Ben ve kardeşim hiçbir konuda söz sahibi değiliz
SEVGİLİ Güzin Abla, size daha önce de yazmıştım ancak cevap alamadım. Ben 30 yaşında bir kadınım. Ailemle ikamet ediyorum maalesef. Maalesef diyorum çünkü hiç huzurumuz yok evde. Sanki ben onların kızı değilmişim gibi... O kadar büyük farklılıklar var ki aramızda... Bir kere tüm kararları kendi başlarına alıyorlar.
Ben ve kardeşim evin birer bireyi olduğumuz halde, hiçbir konuda söz sahibi olamıyoruz. Onu da bırakın, fikrimiz sorulmuyor bile. Söylesek de bir faydası yok çünkü kendi bildiklerini yapıyorlar. Bunun dışında hiçbir akrabalık bağı bulunmayan kişiler devreye giriyor, onların dolduruşuna geliyorlar. Sırf onlar yüzünden huzurumuz bozuldu, tadımız tuzumuz kaçtı. Ben hiç istemediğim şeylere zorlanıyorum. Dayanamıyorum artık. Bitsin bu acı. Onları suçlamak, kötülemek değil amacım. Evden uzaklaşıp, bir kaç gün kafa dinlersem her şey düzelecek belki. Daha sağlıklı kararlar alacağım.

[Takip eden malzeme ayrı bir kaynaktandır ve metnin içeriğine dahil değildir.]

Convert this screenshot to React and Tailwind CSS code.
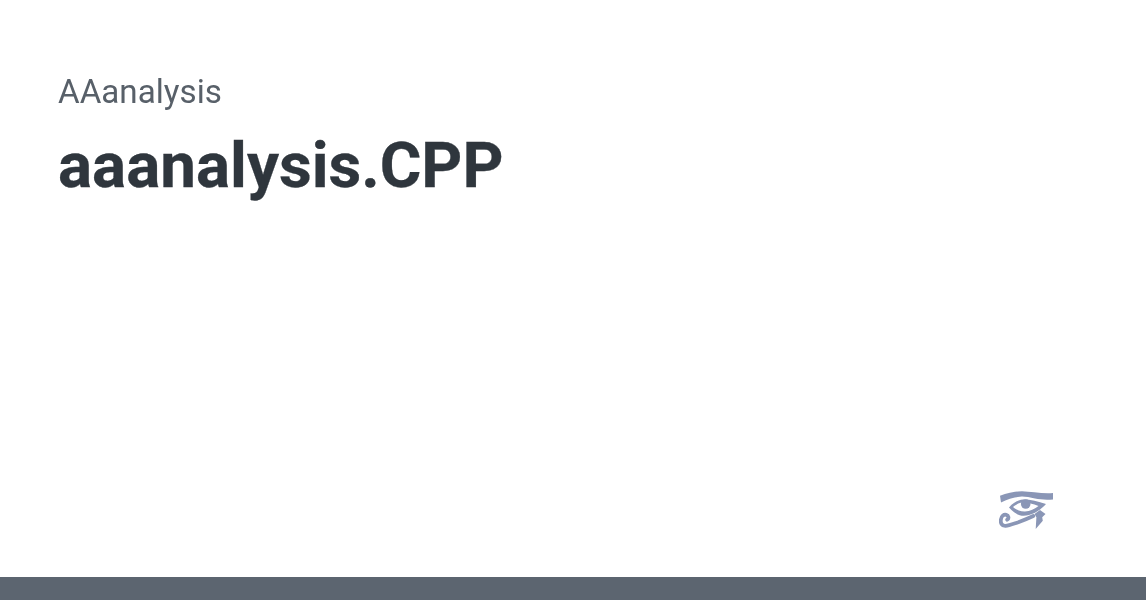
export default function App() {
  return (
    <div className="flex h-[600px] flex-col bg-white font-['Roboto',sans-serif]">
      <div className="flex flex-1 flex-col px-[58px] pt-[71px]">
        <p className="text-[33.2px] leading-[41px] font-normal text-[#586069] blur-[0.3px]">AAanalysis</p>
        <h1 className="mt-[14px] text-[63.7px] leading-[80px] font-bold text-[#2f363d] blur-[0.3px] [-webkit-text-stroke:0.3px_#2f363d]">aaanalysis.CPP</h1>
        <div className="mt-auto mb-[47px] flex justify-end pr-[34px]">
          <svg width="55" height="40" viewBox="0 0 55 40" fill="none" className="blur-[0.4px]">
            <path d="M1 5.7 C8 3 16 1.2 23 1.2 C32 1.5 44 4 54 3 L54 9.5 C47 10 41 9.6 36 8.6 C31 7.5 26 6.5 22.7 6.6 C15 7 8 9.4 2 12.5 Z" fill="#8a96b6" />
            <path fillRule="evenodd" d="M10 17.5 C14 12.5 20 9.8 24 9.5 C31 9.4 39 11.3 47 14 C44 17.5 40 20.5 36 22.8 C31 25.3 26 26.2 22.7 25.7 C18 25 13.5 21.5 10 17.5 Z M14 17 C17 19.8 21.5 21.8 26 21.6 C31 21.1 36 18.8 39.5 15.9 C34 14 29 12.6 24 12.3 C20.5 12.6 16.8 14.4 14 17 Z" fill="#8a96b6" />
            <circle cx="26.7" cy="14" r="4.8" fill="#8a96b6" />
            <path d="M34.3 26 C29 28.5 24 30.5 19.3 32.2 C15 33.6 10 35.6 6.5 35.9 C3 36.1 1.3 33 1.9 29.5 C2.3 26 4.8 24.2 7.2 24.8 C9.7 25.5 10.2 28.5 8.2 29.7" stroke="#8a96b6" strokeWidth="3.8" strokeLinecap="round" />
            <path d="M41 20 L46.5 24 L43.2 27.3 L43.8 30.7 L36.7 39 L37.4 27.3 L35.5 24 Z" fill="#8a96b6" />
          </svg>
        </div>
      </div>
      <div className="h-[23px] bg-[#5c6570]" />
    </div>
  );
}
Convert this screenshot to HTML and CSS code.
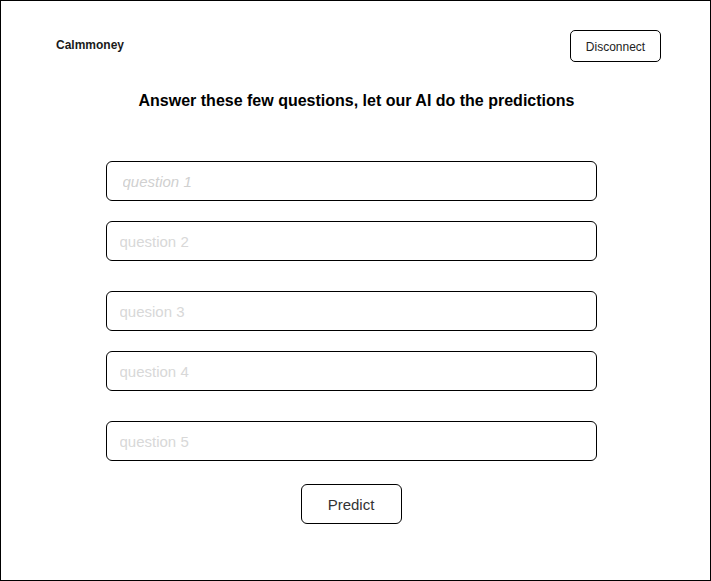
FILE: index.html
```html
<!DOCTYPE html>
<html>
<head>
<meta charset="utf-8">
<link rel="stylesheet" href="styles.css">
</head>
<body>
<div class="frame">
  <header class="top">
    <span class="brand">Calmmoney</span>
    <button class="btn btn-small">Disconnect</button>
  </header>
  <h1 class="title">Answer these few questions, let our AI do the predictions</h1>
  <form class="form">
    <input class="field field-italic" placeholder="question 1">
    <input class="field gap-sm" placeholder="question 2">
    <input class="field gap-lg" placeholder="quesion 3">
    <input class="field gap-sm" placeholder="question 4">
    <input class="field gap-lg" placeholder="question 5">
    <button type="button" class="btn btn-predict">Predict</button>
  </form>
</div>
</body>
</html>
```
FILE: styles.css
```css
* { box-sizing: border-box; }
html, body { margin: 0; padding: 0; background: #fff; }
body { font-family: "Liberation Sans", Arial, sans-serif; color: #000; }
.frame {
  width: 711px;
  height: 581px;
  border: 1px solid #000;
  display: flex;
  flex-direction: column;
}
.top {
  display: flex;
  justify-content: space-between;
  align-items: flex-start;
  padding: 29px 49px 0 55px;
}
.brand {
  font-size: 12px;
  font-weight: bold;
  color: #1a1a1a;
  margin-top: 8px;
}
.btn {
  font-family: "Liberation Sans", Arial, sans-serif;
  background: #fff;
  border: 1px solid #000;
  border-radius: 5px;
  color: #222;
  padding: 0;
  cursor: pointer;
}
.btn-small {
  width: 91px;
  height: 32px;
  font-size: 12px;
  padding-top: 1px;
}
.title {
  margin: 0;
  margin-top: 29px;
  font-size: 16px;
  font-weight: bold;
  text-align: center;
  line-height: 20px;
  padding-left: 2px;
}
.form {
  display: flex;
  flex-direction: column;
  align-items: center;
  margin-top: 50px;
  padding-right: 9px;
}
.field {
  width: 491px;
  height: 40px;
  border: 1px solid #000;
  border-radius: 6px;
  padding: 0 13px;
  font-family: "Liberation Sans", Arial, sans-serif;
  font-size: 15px;
  outline: none;
}
.field::placeholder { color: #d8d8d8; }
.field-italic { font-style: italic; padding-left: 16px; }
.field-italic::placeholder { color: #d0d0d0; }
.gap-sm { margin-top: 20px; }
.gap-lg { margin-top: 30px; }
.btn-predict {
  margin-top: 23px;
  width: 101px;
  height: 40px;
  font-size: 15px;
  border-radius: 6px;
  color: #333;
}
```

Ama yollamıyorlar. Lütfen akıl verin. Ne yapsam da kendimi toparlayabilsem.
RUMUZ: YAŞ 30
Sevgili kızım, kardeşini bilemiyorum ama senin 30 yaşında hâlâ anlaşamadığın ve hiçbir şekilde uyuşamadığın büyüklerinin yanında ne işin var? Evlenmemiş bile olsan, bana kalırsa kendine yeni bir yuva açmanın zamanı gelmiş. Madem bu kadar şikayetçisin, ailenle bir arada yaşamak zorunda değilsin. Umarım çalışıyorsundur? Çalışmıyorsan hatalısın , mutlaka bir iş bulup çalışmalısın.

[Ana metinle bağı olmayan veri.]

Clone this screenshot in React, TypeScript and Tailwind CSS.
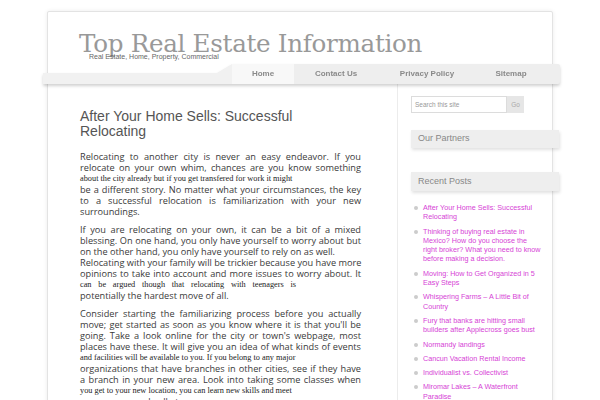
import React from 'react';

type Line = { t: string; k: 'j' | 'l' | 's' | 'sj' };

const PARAGRAPHS: Line[][] = [
  [
    { t: 'Relocating to another city is never an easy endeavor. If you', k: 'j' },
    { t: 'relocate on your own whim, chances are you know something', k: 'j' },
    { t: 'about the city already but if you get transfered for work it might', k: 's' },
    { t: 'be a different story. No matter what your circumstances, the key', k: 'j' },
    { t: 'to a successful relocation is familiarization with your new', k: 'j' },
    { t: 'surroundings.', k: 'l' },
  ],
  [
    { t: 'If you are relocating on your own, it can be a bit of a mixed', k: 'j' },
    { t: 'blessing. On one hand, you only have yourself to worry about but', k: 'j' },
    { t: 'on the other hand, you only have yourself to rely on as well.', k: 'l' },
    { t: 'Relocating with your family will be trickier because you have more', k: 'j' },
    { t: 'opinions to take into account and more issues to worry about. It', k: 'j' },
    { t: 'can be argued though that relocating with teenagers is', k: 'sj' },
    { t: 'potentially the hardest move of all.', k: 'l' },
  ],
  [
    { t: 'Consider starting the familiarizing process before you actually', k: 'j' },
    { t: "move; get started as soon as you know where it is that you'll be", k: 'j' },
    { t: "going. Take a look online for the city or town's webpage, most", k: 'j' },
    { t: 'places have these. It will give you an idea of what kinds of events', k: 'j' },
    { t: 'and facilities will be available to you. If you belong to any major', k: 's' },
    { t: 'organizations that have branches in other cities, see if they have', k: 'j' },
    { t: 'a branch in your new area. Look into taking some classes when', k: 'j' },
    { t: 'you get to your new location, you can learn new skills and meet', k: 's' },
    { t: 'some new people all at once.', k: 'l' },
  ],
];

const RECENT = [
  'After Your Home Sells: Successful Relocating',
  'Thinking of buying real estate in Mexico? How do you choose the right broker? What you need to know before making a decision.',
  'Moving: How to Get Organized in 5 Easy Steps',
  'Whispering Farms – A Little Bit of Country',
  'Fury that banks are hitting small builders after Applecross goes bust',
  'Normandy landings',
  'Cancun Vacation Rental Income',
  'Individualist vs. Collectivist',
  'Miromar Lakes – A Waterfront Paradise',
];

const NAV = [
  { label: 'Home', w: 'w-[62px]', active: true },
  { label: 'Contact Us', w: 'w-[84px]' },
  { label: 'Privacy Policy', w: 'w-[98px]' },
  { label: 'Sitemap', w: 'w-[70px]' },
];

function BodyLine({ line }: { line: Line }) {
  if (line.k === 's' || line.k === 'sj') {
    return (
      <div
        className={
          "h-[11px] leading-[11px] font-['Liberation_Serif',serif] text-[8.3px] text-[#222] whitespace-nowrap " +
          (line.k === 'sj' ? 'w-[216px] text-justify [text-align-last:justify]' : '')
        }
      >
        {line.t}
      </div>
    );
  }
  return (
    <div
      className={
        'h-[11px] leading-[11px] whitespace-nowrap ' +
        (line.k === 'j' ? 'text-justify [text-align-last:justify]' : '')
      }
    >
      {line.t}
    </div>
  );
}

export default function App() {
  return (
    <div className="min-h-screen bg-white pt-[11px] overflow-hidden font-['Liberation_Sans',Arial,sans-serif]">
      <div className="ml-[47px] w-[506px] h-[420px] bg-white border border-[#e3e3e3] rounded-t-[2px] shadow-[0_0_4px_rgba(0,0,0,0.08)]">
        {/* header */}
        <div className="pl-[31px] pt-[17px] h-[52px] relative">
          <div className="font-['DejaVu_Serif',serif] text-[24.6px] leading-[30px] text-[#999] tracking-[-0.3px]">
            Top Real Estate Information
          </div>
          <div className="absolute left-[41px] top-[40px] text-[7px] text-[#666]">
            Real Estate, Home, Property, Commercial
          </div>
        </div>

        {/* nav */}
        <div className="ml-[-5px] mr-[-8px] flex h-[20px] drop-shadow-[0_2px_1.5px_rgba(0,0,0,0.18)]">
          <div className="w-[189px] h-[20px] bg-[#f1f1f1] [clip-path:polygon(0_9px,174px_9px,189px_0,189px_100%,0_100%)]" />
          {NAV.map((n) => (
            <div
              key={n.label}
              className={
                'h-[20px] flex items-center justify-center text-[8px] font-bold text-[#8a8a8a] ' +
                n.w +
                (n.active ? ' bg-[#f8f8f8]' : ' bg-[#eeeeee]')
              }
            >
              {n.label}
            </div>
          ))}
          <div className="flex-1 bg-[#eeeeee] rounded-r-[2px]" />
        </div>

        {/* content */}
        <div className="flex">
          <div className="w-[350px] pl-[32px] pt-[25px]">
            <h2 className="w-[260px] text-[14px] leading-[15px] text-[#555]">
              After Your Home Sells: Successful Relocating
            </h2>
            <div className="mt-[12px] w-[281px] font-['Open_Sans',sans-serif] text-[9.2px] text-[#3a3a3a]">
              {PARAGRAPHS.map((p, i) => (
                <div key={i} className="mb-[7px]">
                  {p.map((l, j) => (
                    <BodyLine key={j} line={l} />
                  ))}
                </div>
              ))}
            </div>
          </div>

          <div className="w-[155px] border-l border-[#ececec] pl-[13px] pt-[12px]">
            <div className="flex h-[17px] w-[113px]">
              <div className="flex-1 border border-[#dcdcdc] bg-white pl-[3px] flex items-center text-[6.5px] text-[#999]">
                Search this site
              </div>
              <div className="w-[17px] bg-[#e6e6e6] flex items-center justify-center text-[6.5px] text-[#aaa]">
                Go
              </div>
            </div>

            <div className="mt-[17px] w-[148px] h-[18px] bg-[#eeeeee] pl-[7px] flex items-center text-[9px] text-[#888] shadow-[1px_2px_3px_rgba(0,0,0,0.12)]">
              Our Partners
            </div>

            <div className="mt-[24px] w-[148px] h-[19px] bg-[#eeeeee] pl-[7px] flex items-center text-[9px] text-[#888] shadow-[1px_2px_3px_rgba(0,0,0,0.12)]">
              Recent Posts
            </div>

            <ul className="mt-[12px] pl-[3px] flex flex-col gap-[5px]">
              {RECENT.map((r) => (
                <li key={r} className="flex items-start gap-[5px]">
                  <span className="mt-[3px] w-[4px] h-[4px] rounded-full bg-[#cccccc] shrink-0" />
                  <span className="w-[118px] text-[7.2px] leading-[9.3px] text-[#d63fd6]">{r}</span>
                </li>
              ))}
            </ul>
          </div>
        </div>
      </div>
    </div>
  );
}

Kendi hayatını yaşamak, kendi kararlarını vermek, kendi hayallerini gerçekleştirmek elbette senin de hakkın. Ama unutma ki sonuçta bu ev onların evi. Yıllardır böyle alışmış olmalılar. Sen de söz sahibi olmak istiyorsun bu evde ama onlarla oturduğun sürece bu böyle gidecek. Bence daha fazla beklemeden onlara da bunu kabul ettirmeli, kendi yaşamını kurmalısın.